When you are expecting you are often on high alert to eat and drink the right things to ensure your baby is fully nurtured as they grow in the womb. A new study, however, suggests that your baby’s health starts long before they are conceived.
It is well known that genetic material provided by both parents determines eye color, hair color, features, and personality, but now there is overwhelming evidence that children born of unhealthy parents will already be pre-programmed for a greater risk of poor health, the University of Adelaide researchers say.
In a paper called “Parenting from before conception”, researchers at the University’s Robinson Research Institute say environmental factors prior to conception have more influence on the child’s future than previously thought.
“This really is a new frontier for reproductive and developmental research,” corresponding author and Director of the University’s Robinson Research Institute, Professor Sarah Robertson told Science Live
“It’s only been in the last 10 years that the science community has been seriously discussing these issues, and only in the last five years that we’ve begun to understand the mechanisms of how this is happening — with much of the work conducted right here at the University of Adelaide.”
The paper reveals that parental influences on a child begin before conception because stored environmental factors in the egg and sperm are contributing more than just genetic material to the child.

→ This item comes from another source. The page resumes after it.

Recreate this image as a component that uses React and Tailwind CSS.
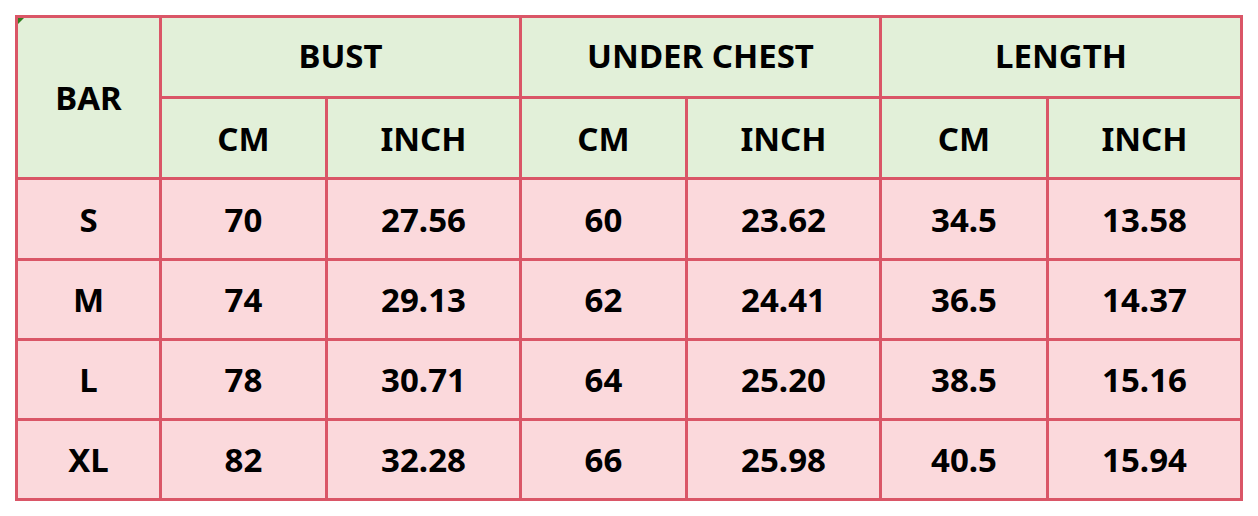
import React from 'react'

const rows = [
  ['S', '70', '27.56', '60', '23.62', '34.5', '13.58'],
  ['M', '74', '29.13', '62', '24.41', '36.5', '14.37'],
  ['L', '78', '30.71', '64', '25.20', '38.5', '15.16'],
  ['XL', '82', '32.28', '66', '25.98', '40.5', '15.94'],
]

export default function App() {
  const head = 'bg-[#e2f0d9] flex items-center justify-center'
  const cell = 'bg-[#fbd9dc] flex items-center justify-center'
  return (
    <div className="w-[1258px] h-[516px] bg-white pt-[15px] pl-[15px]" style={{ fontFamily: '"Noto Sans", "Open Sans", sans-serif' }}>
      <div className="inline-grid bg-[#da5667] p-[3px] gap-[3px] grid-cols-[141px_163px_191px_163px_191px_164px_191px] grid-rows-[78px_78px_78px_77px_77px_77px] text-[33px] font-bold text-black leading-none">
        <div className={head + ' row-span-2 relative'}>
          <div className="absolute top-0 left-0 w-0 h-0 border-t-[6px] border-r-[6px] border-t-[#2f7d1f] border-r-transparent"></div>
          BAR
        </div>
        <div className={head + ' col-span-2 pb-[3px]'}>BUST</div>
        <div className={head + ' col-span-2 pb-[3px]'}>UNDER CHEST</div>
        <div className={head + ' col-span-2 pb-[3px]'}>LENGTH</div>
        {['CM', 'INCH', 'CM', 'INCH', 'CM', 'INCH'].map((t, i) => (
          <div key={i} className={head}>{t}</div>
        ))}
        {rows.map((r, i) =>
          r.map((v, j) => (
            <div key={i + '-' + j} className={cell}>{v}</div>
          ))
        )}
      </div>
    </div>
  )
}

“Many things we do in the lead up to conceiving is having an impact on the future development of the child — from the age of the parents to poor diet, obesity, smoking, and many other factors, all of which influence environmental signals transmitted into the embryo,” Professor Robertson says.
“People used to think that it didn’t matter, because a child represented a new beginning, with a fresh start. The reality is, we can now say with great certainty that the child doesn’t quite start from scratch — they already carry over a legacy of factors from their parents’ experiences that can shape development in the fetus and after birth. Depending on the situation, we can give our children a burden before they’ve even started life.”
And while higher risk metabolic diseases, such as diabetes and cardiovascular disease are included, whether or not your child will have anxiety and immune dysfunction can also be affected.
Dad, they say, has a much greater role to play in this than previously thought.
“The reality is, the child doesn’t quite start from scratch — they already carry over a legacy of factors from their parents’ experiences that can shape development in the fetus and after birth. Depending on the situation, we can give our children a burden before they’ve even started life,” experts say.
Professor Robertson notes that the study can be a wake-up call for would-be parents.
“A few lifestyle changes by potential parents and improvements in the right direction, especially in the months leading up to conception, could have a lasting, positive benefit for the future of their child,” she says.